All human beings are in essence a soul, which is infinite, wrapped in a physical body, which of course is finite and mortal.  Gd has tasked the soul with infusing its essential, infinite nature into material creation; the body is its interface with the material world.  The body however has its own agenda; being physical it is attracted by and finds gratification from sensory stimuli.  I believe this is what R. Scheinbaum means that we are all “victims” of bribery.  The material world attracts the body and the body drags the soul along with it, attempting to attach it ever more tightly to the material nature of the body and the world, even as the soul attempts to maintain its independence of the material world while simultaneously uplifting and enhancing it.  It is this “attachment” of the soul to the body which “blinds” it to its own infinite nature and identifies it with the finite.

Lest this seem too esoteric, think of a day when you’ve had a wonderful, peaceful, refreshing night’s sleep, and you wake up and everything seems crystal clear – your senses are sharp, your mind is settled and clear, your imagination is fertile.  Everything you do seems connected to everything else; your life is integrated within itself and with the cosmos.  This is your soul coming to the foreground.  At such a time all the mundane pleasures of the world pale in comparison to the exhilarating feeling of infinite life that you have in every breath you take.  This is life free from “bribery” – there is no “bribe” that can be had in the material world that comes anywhere close to the experience you are now having, and if you could maintain that experience, you would never feel any kind of lack, no matter how strait your material circumstances.

Ultimately I believe Moshe Rabbeinu is telling us that this is the kind of life Gd has planned for us, and that Gd expects us to live.  Not taking bribes, besides its plain meaning, is only possible when we identify ourselves with our inner, infinite nature, the Divine spark that Gd placed within us.  Sages and wise men in every generation have given us hints and instructions to reach this state – through prayer and meditation, through intellectual investigation and heartfelt devotion to Gd, little by little we can come to understand who we really are, and detach ourselves from what we are not.  We need only start down this road and, since our coming to this awareness is Gd’s Will, Gd will help us every step of the way.

Pirke Avot, Chapter 1

This week is the beginning of the final cycle through Pirke Avot.  Since there are only 4 more weeks before Rosh HaShanah (!) we will double up chapters 3 and 4, and chapters 5 and 6.

Mishnah 7

Nittai of Arbel says: Distance yourself from an evil neighbor.

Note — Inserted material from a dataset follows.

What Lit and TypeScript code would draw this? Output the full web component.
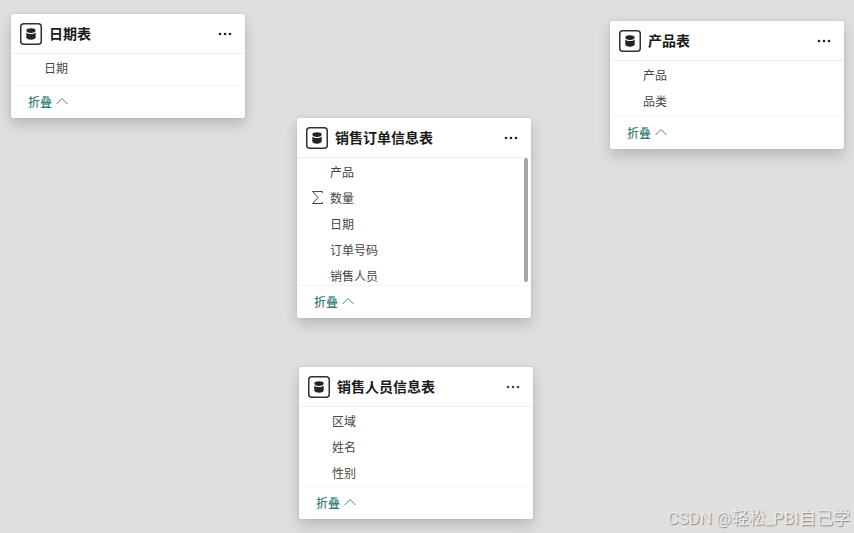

Our environment has a profound effect on us.  If we live in an environment of evil we will find that it begins to permeate our awareness and our sensibilities to our very great detriment.  There is no way to seal ourselves off from the environment – becoming a closed system means dying (Second Law of Thermodynamics).  In fact Rambam advises that if one cannot remove himself from an evil environment, he’s better off going and living in the desert instead.  If we take this advice to a deeper level, perhaps we can read it as addressed to the soul.  The soul is advised to distance itself from an evil neighbor, a neighbor that will take it out of its essential, infinite nature.  That “evil” neighbor would be the body.  I hasten to add at this point that Judaism, unlike many branches of Christianity, does not hold that the physical is inherently evil.  Judaism does hold that the physical needs to be refined and purified, so that it becomes a suitable vessel for the Divine – the body becomes a suitable vessel for the Divine soul, and the physical world becomes a suitable vessel for the Shechinah, the indwelling Divine Presence.  To “distance” itself from “evil” means that the soul has to be detached from finitude – it needs to remain infinite, which of course is as different from the finite as different can possibly be.  Once that happens, the “evil neighbor” becomes purified, refined and transformed into a servant of the good.